## BEGIN
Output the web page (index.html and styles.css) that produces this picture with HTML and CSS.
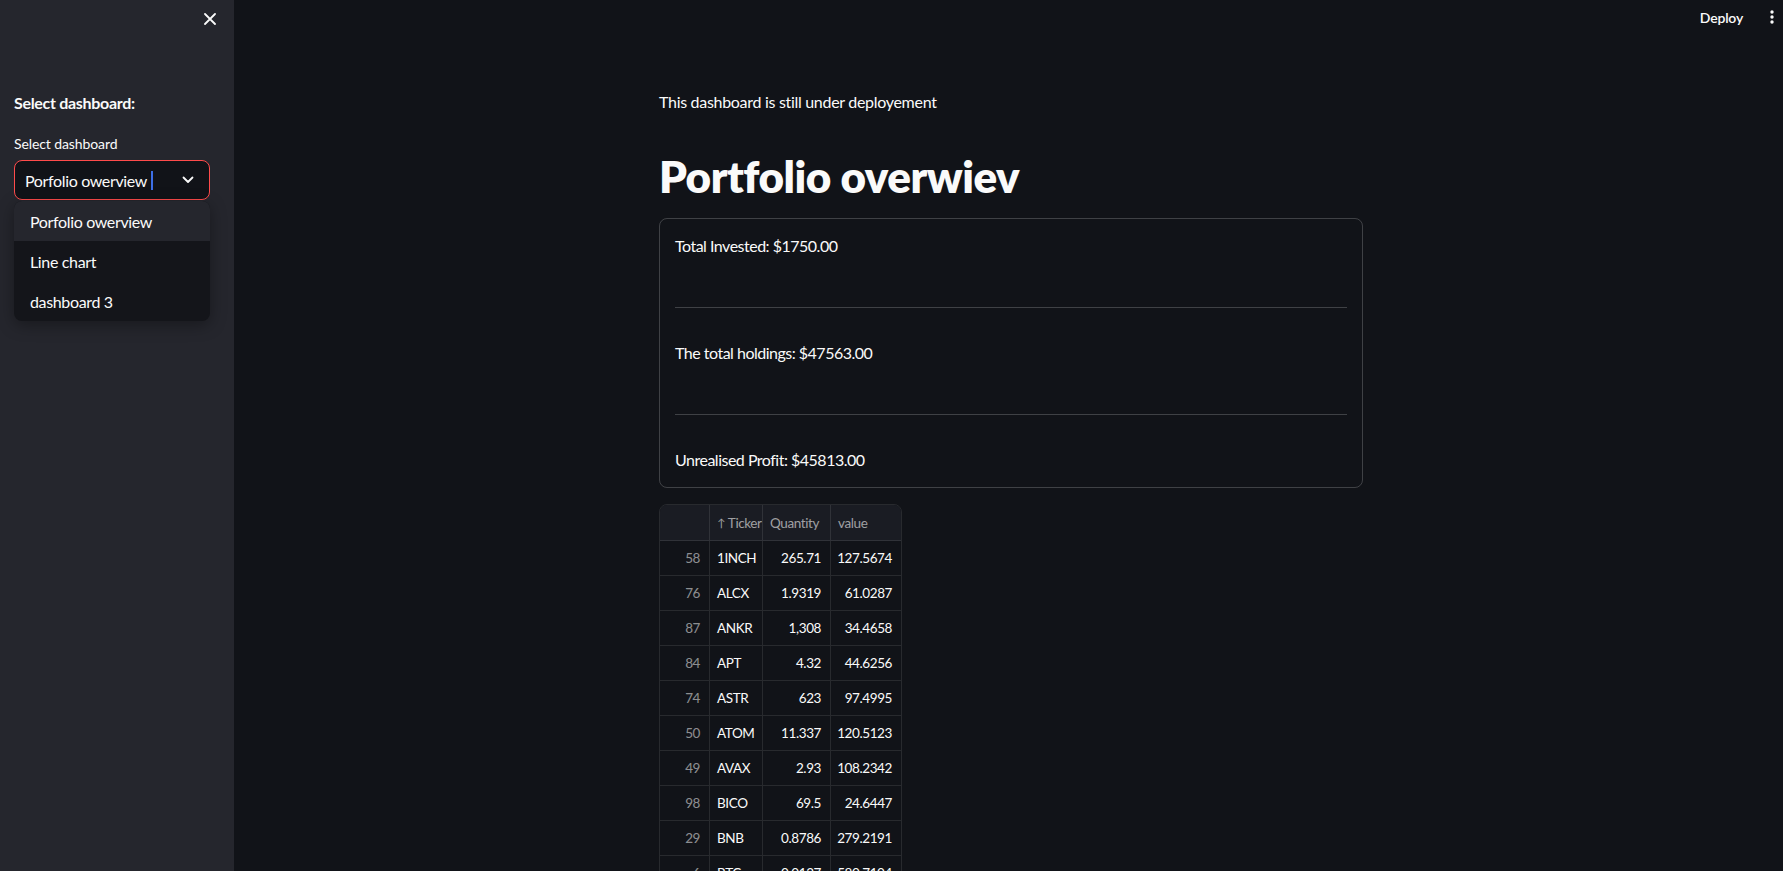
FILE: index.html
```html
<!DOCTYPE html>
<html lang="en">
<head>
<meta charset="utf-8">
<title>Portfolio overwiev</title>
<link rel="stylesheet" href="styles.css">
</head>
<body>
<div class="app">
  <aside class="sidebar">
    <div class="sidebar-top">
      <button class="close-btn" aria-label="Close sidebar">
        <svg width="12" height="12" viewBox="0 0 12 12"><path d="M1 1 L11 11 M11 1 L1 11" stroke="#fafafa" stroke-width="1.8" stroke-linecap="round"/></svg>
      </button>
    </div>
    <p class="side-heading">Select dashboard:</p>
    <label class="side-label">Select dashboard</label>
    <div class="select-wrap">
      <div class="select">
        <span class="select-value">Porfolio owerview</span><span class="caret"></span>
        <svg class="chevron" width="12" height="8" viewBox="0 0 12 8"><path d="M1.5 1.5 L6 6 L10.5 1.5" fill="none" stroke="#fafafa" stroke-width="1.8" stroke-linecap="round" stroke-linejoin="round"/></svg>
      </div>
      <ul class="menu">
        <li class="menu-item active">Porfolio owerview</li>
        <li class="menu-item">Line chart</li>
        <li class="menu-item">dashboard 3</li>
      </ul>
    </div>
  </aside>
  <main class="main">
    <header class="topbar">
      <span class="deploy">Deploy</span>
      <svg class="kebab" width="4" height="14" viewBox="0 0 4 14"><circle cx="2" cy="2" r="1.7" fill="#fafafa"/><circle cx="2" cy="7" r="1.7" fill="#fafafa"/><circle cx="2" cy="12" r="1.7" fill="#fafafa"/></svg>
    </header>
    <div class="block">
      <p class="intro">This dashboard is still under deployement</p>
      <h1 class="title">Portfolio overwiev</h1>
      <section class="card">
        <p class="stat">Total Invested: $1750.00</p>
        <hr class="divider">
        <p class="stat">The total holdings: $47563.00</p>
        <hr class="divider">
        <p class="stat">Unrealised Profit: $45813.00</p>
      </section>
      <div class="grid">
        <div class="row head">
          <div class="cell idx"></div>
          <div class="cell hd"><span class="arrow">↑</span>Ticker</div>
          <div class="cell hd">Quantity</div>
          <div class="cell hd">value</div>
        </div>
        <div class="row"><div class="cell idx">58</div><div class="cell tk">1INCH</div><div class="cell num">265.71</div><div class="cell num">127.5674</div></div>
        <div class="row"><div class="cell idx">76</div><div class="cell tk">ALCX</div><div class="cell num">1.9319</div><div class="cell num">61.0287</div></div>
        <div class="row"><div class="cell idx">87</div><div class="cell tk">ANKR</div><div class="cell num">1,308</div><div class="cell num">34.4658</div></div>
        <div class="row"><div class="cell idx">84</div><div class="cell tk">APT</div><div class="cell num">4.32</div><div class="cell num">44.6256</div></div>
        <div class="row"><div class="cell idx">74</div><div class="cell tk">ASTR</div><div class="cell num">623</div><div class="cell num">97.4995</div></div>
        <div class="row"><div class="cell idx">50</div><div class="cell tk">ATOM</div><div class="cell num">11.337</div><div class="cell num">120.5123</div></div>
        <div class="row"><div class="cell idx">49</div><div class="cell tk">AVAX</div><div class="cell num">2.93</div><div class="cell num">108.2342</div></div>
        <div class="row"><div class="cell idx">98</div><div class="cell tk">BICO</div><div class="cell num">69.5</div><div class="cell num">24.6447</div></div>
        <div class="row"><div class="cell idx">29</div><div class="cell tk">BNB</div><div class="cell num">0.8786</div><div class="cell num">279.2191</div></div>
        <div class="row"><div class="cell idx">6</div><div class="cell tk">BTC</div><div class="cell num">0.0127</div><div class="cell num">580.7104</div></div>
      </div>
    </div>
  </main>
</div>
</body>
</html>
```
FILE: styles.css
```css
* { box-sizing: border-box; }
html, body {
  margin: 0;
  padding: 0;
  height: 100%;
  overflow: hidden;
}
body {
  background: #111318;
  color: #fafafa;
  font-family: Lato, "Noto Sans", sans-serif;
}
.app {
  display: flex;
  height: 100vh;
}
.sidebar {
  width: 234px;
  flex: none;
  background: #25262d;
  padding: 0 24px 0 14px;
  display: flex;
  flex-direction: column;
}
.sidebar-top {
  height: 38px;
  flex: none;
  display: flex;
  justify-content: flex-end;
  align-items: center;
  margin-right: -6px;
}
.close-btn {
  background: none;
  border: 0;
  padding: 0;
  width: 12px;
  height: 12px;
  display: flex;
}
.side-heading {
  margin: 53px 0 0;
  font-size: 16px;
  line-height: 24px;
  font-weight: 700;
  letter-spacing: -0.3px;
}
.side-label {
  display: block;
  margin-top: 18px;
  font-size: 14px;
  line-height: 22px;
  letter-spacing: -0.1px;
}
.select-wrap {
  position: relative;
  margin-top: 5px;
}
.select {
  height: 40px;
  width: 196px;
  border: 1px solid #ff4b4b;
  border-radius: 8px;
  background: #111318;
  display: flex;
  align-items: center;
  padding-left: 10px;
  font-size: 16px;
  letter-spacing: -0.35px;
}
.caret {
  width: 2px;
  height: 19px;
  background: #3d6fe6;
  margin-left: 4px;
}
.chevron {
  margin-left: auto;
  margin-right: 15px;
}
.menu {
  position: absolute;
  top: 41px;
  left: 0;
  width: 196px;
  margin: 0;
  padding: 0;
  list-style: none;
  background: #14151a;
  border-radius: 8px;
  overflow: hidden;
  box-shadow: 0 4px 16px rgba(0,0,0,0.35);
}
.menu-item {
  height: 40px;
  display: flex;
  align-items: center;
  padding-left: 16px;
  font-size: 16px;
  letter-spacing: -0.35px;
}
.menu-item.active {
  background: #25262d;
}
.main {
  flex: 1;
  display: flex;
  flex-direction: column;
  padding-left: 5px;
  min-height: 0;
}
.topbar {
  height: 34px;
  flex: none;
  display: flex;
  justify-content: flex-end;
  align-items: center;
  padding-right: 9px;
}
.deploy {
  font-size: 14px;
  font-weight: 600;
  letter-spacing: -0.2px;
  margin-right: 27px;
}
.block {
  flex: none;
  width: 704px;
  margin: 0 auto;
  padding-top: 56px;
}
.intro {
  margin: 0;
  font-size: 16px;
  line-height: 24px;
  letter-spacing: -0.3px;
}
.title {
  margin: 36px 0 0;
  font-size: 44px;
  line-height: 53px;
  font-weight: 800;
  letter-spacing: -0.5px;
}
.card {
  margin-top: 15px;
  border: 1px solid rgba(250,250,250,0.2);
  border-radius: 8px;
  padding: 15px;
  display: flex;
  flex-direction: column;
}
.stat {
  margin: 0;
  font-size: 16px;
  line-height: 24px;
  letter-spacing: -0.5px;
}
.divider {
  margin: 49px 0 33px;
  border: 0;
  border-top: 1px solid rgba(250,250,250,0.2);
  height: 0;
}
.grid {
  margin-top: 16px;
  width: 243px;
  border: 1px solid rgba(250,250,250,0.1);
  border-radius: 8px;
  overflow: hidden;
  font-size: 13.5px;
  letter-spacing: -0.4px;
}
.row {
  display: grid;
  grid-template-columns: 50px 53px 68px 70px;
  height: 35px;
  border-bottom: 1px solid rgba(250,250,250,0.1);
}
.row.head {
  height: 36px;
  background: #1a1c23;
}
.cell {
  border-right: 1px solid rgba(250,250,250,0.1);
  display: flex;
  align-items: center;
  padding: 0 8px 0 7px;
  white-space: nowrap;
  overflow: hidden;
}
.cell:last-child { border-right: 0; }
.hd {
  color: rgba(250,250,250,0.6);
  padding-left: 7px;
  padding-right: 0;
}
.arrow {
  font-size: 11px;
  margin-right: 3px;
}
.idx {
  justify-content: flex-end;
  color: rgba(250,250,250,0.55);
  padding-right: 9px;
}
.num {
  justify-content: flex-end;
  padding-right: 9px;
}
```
## END
## THE PROBLEM
Transcribe each line above verbatim, with the pictures left out.

## RESULT OF THIS TASK
Output the web page (index.html and styles.css) that produces this picture with HTML and CSS.
FILE: index.html
```html
<!DOCTYPE html>
<html lang="en">
<head>
<meta charset="utf-8">
<title>Portfolio overwiev</title>
<link rel="stylesheet" href="styles.css">
</head>
<body>
<div class="app">
  <aside class="sidebar">
    <div class="sidebar-top">
      <button class="close-btn" aria-label="Close sidebar">
        <svg width="12" height="12" viewBox="0 0 12 12"><path d="M1 1 L11 11 M11 1 L1 11" stroke="#fafafa" stroke-width="1.8" stroke-linecap="round"/></svg>
      </button>
    </div>
    <p class="side-heading">Select dashboard:</p>
    <label class="side-label">Select dashboard</label>
    <div class="select-wrap">
      <div class="select">
        <span class="select-value">Porfolio owerview</span><span class="caret"></span>
        <svg class="chevron" width="12" height="8" viewBox="0 0 12 8"><path d="M1.5 1.5 L6 6 L10.5 1.5" fill="none" stroke="#fafafa" stroke-width="1.8" stroke-linecap="round" stroke-linejoin="round"/></svg>
      </div>
      <ul class="menu">
        <li class="menu-item active">Porfolio owerview</li>
        <li class="menu-item">Line chart</li>
        <li class="menu-item">dashboard 3</li>
      </ul>
    </div>
  </aside>
  <main class="main">
    <header class="topbar">
      <span class="deploy">Deploy</span>
      <svg class="kebab" width="4" height="14" viewBox="0 0 4 14"><circle cx="2" cy="2" r="1.7" fill="#fafafa"/><circle cx="2" cy="7" r="1.7" fill="#fafafa"/><circle cx="2" cy="12" r="1.7" fill="#fafafa"/></svg>
    </header>
    <div class="block">
      <p class="intro">This dashboard is still under deployement</p>
      <h1 class="title">Portfolio overwiev</h1>
      <section class="card">
        <p class="stat">Total Invested: $1750.00</p>
        <hr class="divider">
        <p class="stat">The total holdings: $47563.00</p>
        <hr class="divider">
        <p class="stat">Unrealised Profit: $45813.00</p>
      </section>
      <div class="grid">
        <div class="row head">
          <div class="cell idx"></div>
          <div class="cell hd"><span class="arrow">↑</span>Ticker</div>
          <div class="cell hd">Quantity</div>
          <div class="cell hd">value</div>
        </div>
        <div class="row"><div class="cell idx">58</div><div class="cell tk">1INCH</div><div class="cell num">265.71</div><div class="cell num">127.5674</div></div>
        <div class="row"><div class="cell idx">76</div><div class="cell tk">ALCX</div><div class="cell num">1.9319</div><div class="cell num">61.0287</div></div>
        <div class="row"><div class="cell idx">87</div><div class="cell tk">ANKR</div><div class="cell num">1,308</div><div class="cell num">34.4658</div></div>
        <div class="row"><div class="cell idx">84</div><div class="cell tk">APT</div><div class="cell num">4.32</div><div class="cell num">44.6256</div></div>
        <div class="row"><div class="cell idx">74</div><div class="cell tk">ASTR</div><div class="cell num">623</div><div class="cell num">97.4995</div></div>
        <div class="row"><div class="cell idx">50</div><div class="cell tk">ATOM</div><div class="cell num">11.337</div><div class="cell num">120.5123</div></div>
        <div class="row"><div class="cell idx">49</div><div class="cell tk">AVAX</div><div class="cell num">2.93</div><div class="cell num">108.2342</div></div>
        <div class="row"><div class="cell idx">98</div><div class="cell tk">BICO</div><div class="cell num">69.5</div><div class="cell num">24.6447</div></div>
        <div class="row"><div class="cell idx">29</div><div class="cell tk">BNB</div><div class="cell num">0.8786</div><div class="cell num">279.2191</div></div>
        <div class="row"><div class="cell idx">6</div><div class="cell tk">BTC</div><div class="cell num">0.0127</div><div class="cell num">580.7104</div></div>
      </div>
    </div>
  </main>
</div>
</body>
</html>
```
FILE: styles.css
```css
* { box-sizing: border-box; }
html, body {
  margin: 0;
  padding: 0;
  height: 100%;
  overflow: hidden;
}
body {
  background: #111318;
  color: #fafafa;
  font-family: Lato, "Noto Sans", sans-serif;
}
.app {
  display: flex;
  height: 100vh;
}
.sidebar {
  width: 234px;
  flex: none;
  background: #25262d;
  padding: 0 24px 0 14px;
  display: flex;
  flex-direction: column;
}
.sidebar-top {
  height: 38px;
  flex: none;
  display: flex;
  justify-content: flex-end;
  align-items: center;
  margin-right: -6px;
}
.close-btn {
  background: none;
  border: 0;
  padding: 0;
  width: 12px;
  height: 12px;
  display: flex;
}
.side-heading {
  margin: 53px 0 0;
  font-size: 16px;
  line-height: 24px;
  font-weight: 700;
  letter-spacing: -0.3px;
}
.side-label {
  display: block;
  margin-top: 18px;
  font-size: 14px;
  line-height: 22px;
  letter-spacing: -0.1px;
}
.select-wrap {
  position: relative;
  margin-top: 5px;
}
.select {
  height: 40px;
  width: 196px;
  border: 1px solid #ff4b4b;
  border-radius: 8px;
  background: #111318;
  display: flex;
  align-items: center;
  padding-left: 10px;
  font-size: 16px;
  letter-spacing: -0.35px;
}
.caret {
  width: 2px;
  height: 19px;
  background: #3d6fe6;
  margin-left: 4px;
}
.chevron {
  margin-left: auto;
  margin-right: 15px;
}
.menu {
  position: absolute;
  top: 41px;
  left: 0;
  width: 196px;
  margin: 0;
  padding: 0;
  list-style: none;
  background: #14151a;
  border-radius: 8px;
  overflow: hidden;
  box-shadow: 0 4px 16px rgba(0,0,0,0.35);
}
.menu-item {
  height: 40px;
  display: flex;
  align-items: center;
  padding-left: 16px;
  font-size: 16px;
  letter-spacing: -0.35px;
}
.menu-item.active {
  background: #25262d;
}
.main {
  flex: 1;
  display: flex;
  flex-direction: column;
  padding-left: 5px;
  min-height: 0;
}
.topbar {
  height: 34px;
  flex: none;
  display: flex;
  justify-content: flex-end;
  align-items: center;
  padding-right: 9px;
}
.deploy {
  font-size: 14px;
  font-weight: 600;
  letter-spacing: -0.2px;
  margin-right: 27px;
}
.block {
  flex: none;
  width: 704px;
  margin: 0 auto;
  padding-top: 56px;
}
.intro {
  margin: 0;
  font-size: 16px;
  line-height: 24px;
  letter-spacing: -0.3px;
}
.title {
  margin: 36px 0 0;
  font-size: 44px;
  line-height: 53px;
  font-weight: 800;
  letter-spacing: -0.5px;
}
.card {
  margin-top: 15px;
  border: 1px solid rgba(250,250,250,0.2);
  border-radius: 8px;
  padding: 15px;
  display: flex;
  flex-direction: column;
}
.stat {
  margin: 0;
  font-size: 16px;
  line-height: 24px;
  letter-spacing: -0.5px;
}
.divider {
  margin: 49px 0 33px;
  border: 0;
  border-top: 1px solid rgba(250,250,250,0.2);
  height: 0;
}
.grid {
  margin-top: 16px;
  width: 243px;
  border: 1px solid rgba(250,250,250,0.1);
  border-radius: 8px;
  overflow: hidden;
  font-size: 13.5px;
  letter-spacing: -0.4px;
}
.row {
  display: grid;
  grid-template-columns: 50px 53px 68px 70px;
  height: 35px;
  border-bottom: 1px solid rgba(250,250,250,0.1);
}
.row.head {
  height: 36px;
  background: #1a1c23;
}
.cell {
  border-right: 1px solid rgba(250,250,250,0.1);
  display: flex;
  align-items: center;
  padding: 0 8px 0 7px;
  white-space: nowrap;
  overflow: hidden;
}
.cell:last-child { border-right: 0; }
.hd {
  color: rgba(250,250,250,0.6);
  padding-left: 7px;
  padding-right: 0;
}
.arrow {
  font-size: 11px;
  margin-right: 3px;
}
.idx {
  justify-content: flex-end;
  color: rgba(250,250,250,0.55);
  padding-right: 9px;
}
.num {
  justify-content: flex-end;
  padding-right: 9px;
}
```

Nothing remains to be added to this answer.